A second key type of activity undertaken by governments through the use of procedural financial policy tools relates less to the creation of new groups and networks than to the reorientation of older, already existing ones. Again, in the case of think tanks and other such actors, this can be accomplished through various forms of government contracting and procurement, notably consulting (Speers 2007). A significant target for this kind of funding, however, is interest groups.

Interest group alteration/manipulation/co-optation

Cash funds or the tax system are used in many countries to alter interest group behaviour. The aim may be simply to neutralize or co-opt a vocal opponent of government (Kash 2008), but can also be a more broad-based effort to ‘even out the playing field’ for groups which lack the kinds of resources available to other groups (such as business) to mobilize and pressure governments to adopt policies of which they approve (Furlong and Kerwin 2004; Boehmke 2005).4

Governments often use this tool to counterbalance, for example, lobbying on the part of business interests.
Lowry (1999) found that two main types of foundations exist in the USA – company sponsored and independent – and both take active roles not only in interest group creation (discussed above) but also in funding interest group activities. In the United States in 1992 for example, he uncovered 463 grants made by 37 company foundations and 125 independent foundations just to environmental groups, $32.6 million from independent foundations versus only $1.5 million from company-sponsored foundations. Again, given the favourable tax treatment foundations enjoy in the USA, this gives the US government a substantial indirect role in interest group activity as well as their creation.

In other countries, as with interest group creation, foundations are less important and governments also provide ‘sustaining’ funding after groups are created. Stanbury, for example, examined the Canadian federal public accounts for 1986–87 and found 17 federal departments gave $185 million to over 500 groups (excluding non-policy groups like shelters for battered women).5 One hundred and sixty of these groups were defined only as ‘public interest groups’ (or classical pressure groups) and received $24 million from federal departments alone that year. Burt (1990) similarly surveyed the sources of funding received by 144 women’s groups (24 per cent of the estimated 686 such groups in Canada at the time) in the early 1980s and found the government was the single largest donor by far for most types of groups, far outstripping membership dues (see Table 7.2).

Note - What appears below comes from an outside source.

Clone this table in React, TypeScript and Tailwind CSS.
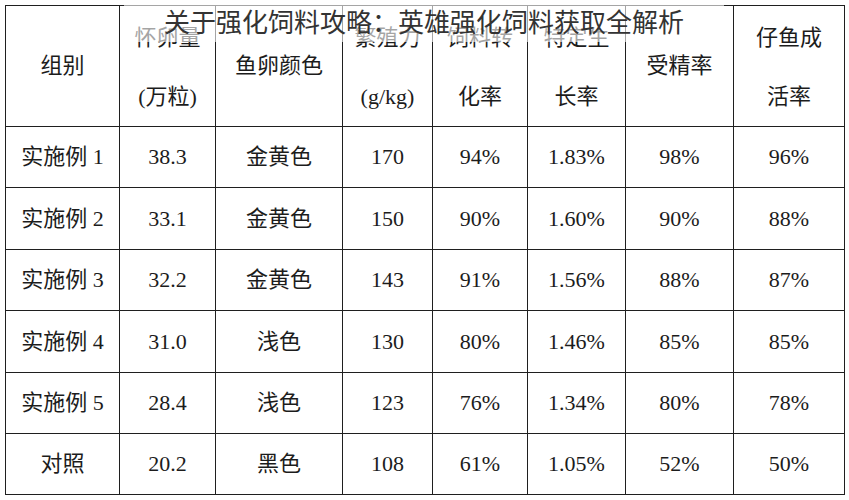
import React from "react";

type Row = string[];

const HEADERS: string[][] = [
  ["组别"],
  ["怀卵量", "(万粒)"],
  ["鱼卵颜色"],
  ["繁殖力", "(g/kg)"],
  ["饲料转", "化率"],
  ["特定生", "长率"],
  ["受精率"],
  ["仔鱼成", "活率"],
];

const ROWS: Row[] = [
  ["实施例 1", "38.3", "金黄色", "170", "94%", "1.83%", "98%", "96%"],
  ["实施例 2", "33.1", "金黄色", "150", "90%", "1.60%", "90%", "88%"],
  ["实施例 3", "32.2", "金黄色", "143", "91%", "1.56%", "88%", "87%"],
  ["实施例 4", "31.0", "浅色", "130", "80%", "1.46%", "85%", "85%"],
  ["实施例 5", "28.4", "浅色", "123", "76%", "1.34%", "80%", "78%"],
  ["对照", "20.2", "黑色", "108", "61%", "1.05%", "52%", "50%"],
];

// row heights add up to the 368px body of the scan
const ROW_H = ["h-[61px]", "h-[62px]", "h-[61px]", "h-[62px]", "h-[61px]", "h-[61px]"];

export default function App() {
  return (
    <div className="relative w-[849px] h-[500px] bg-white pl-[5px] pt-[5px] overflow-hidden font-['Liberation_Serif','Noto_Sans_CJK_SC',serif] text-[#1c1c1c]">
      <table className="table-fixed border-collapse w-[839px] text-[22px] leading-none">
        <colgroup>
          <col className="w-[114px]" />
          <col className="w-[96px]" />
          <col className="w-[127px]" />
          <col className="w-[90px]" />
          <col className="w-[95px]" />
          <col className="w-[98px]" />
          <col className="w-[108px]" />
          <col className="w-[111px]" />
        </colgroup>
        <thead>
          <tr className="h-[121px]">
            {HEADERS.map((lines, i) => (
              <th key={i} className="border border-[#1f1f1f] font-normal p-0 align-middle">
                {lines.length === 2 ? (
                  <div className="flex flex-col items-center pt-[2px]">
                    <div className="h-[59px] flex items-center">{lines[0]}</div>
                    <div className="h-[59px] flex items-center">{lines[1]}</div>
                  </div>
                ) : (
                  <div className="flex justify-center">{lines[0]}</div>
                )}
              </th>
            ))}
          </tr>
        </thead>
        <tbody>
          {ROWS.map((row, r) => (
            <tr key={r} className={ROW_H[r]}>
              {row.map((cell, c) => (
                <td key={c} className="border border-[#1f1f1f] text-center p-0 align-middle">
                  {cell}
                </td>
              ))}
            </tr>
          ))}
        </tbody>
      </table>

      {/* title banner laid over the top of the scan */}
      <div className="absolute top-0 left-[124px] w-[600px] h-[42px] bg-white/60 flex items-center justify-center">
        <span className="font-['Noto_Sans_CJK_SC',sans-serif] text-[26px] leading-none text-[#333]">
          关于强化饲料攻略：英雄强化饲料获取全解析
        </span>
      </div>
    </div>
  );
}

In Europe Mahoney and Beckstrand (2009) identified 1,164 civil society groups that received funding from the European Commission in 2003–7. They shared in 120 million euros of funding at the EU level and another 75 million in international, national and sub-national-level funding. These were primarily groups operating at the EU level in areas such as youth, sports, education and cultural activities in support of the EC mandate to develop a supra-national EU civil society.

This funding is almost invisible, can be precisely targeted, and although often considered intrusive in legal and market governance modes, is quite compatible with network and corporatist activities. As a result it is a growing area and a prominent feature of many contemporary policy designs.


The use of financial resources is one of the oldest forms of government activity and instrument use. The use of substantive financial instruments is quite common in designs and in terms of size and impact, it is as significant as direct government service delivery or regulation.

The use of this resource, as Hood (1983; 1986) noted, is sometimes restricted by a lack of treasure resources, either because a country is poor and simply cannot generate revenue or, as has happened in jurisdictions like California, for example, because of various measures which prevent or limit government access to substantial taxpayer wealth. However, notwithstanding these limitations, in general all governments spend considerable sums encouraging certain activities and discouraging others through the use of various kinds of fiscal and monetary tools and techniques. An important trend in this area, noted by Howard (1993; 1995; 1997), is towards the increased use of tax-based incentives rather than subsidies. This is due to a number of reasons but often reflects concerns with visibility and automaticity.

As for procedural financial tool uses, as mentioned above, the use of these techniques in sectors employing corporatist and network modes of governance is also increasing at a substantial rate, although the exact mechanisms used vary from country to country, such as the use of indirect foundations in the USA, compared to more direct government allocations in many other jurisdictions.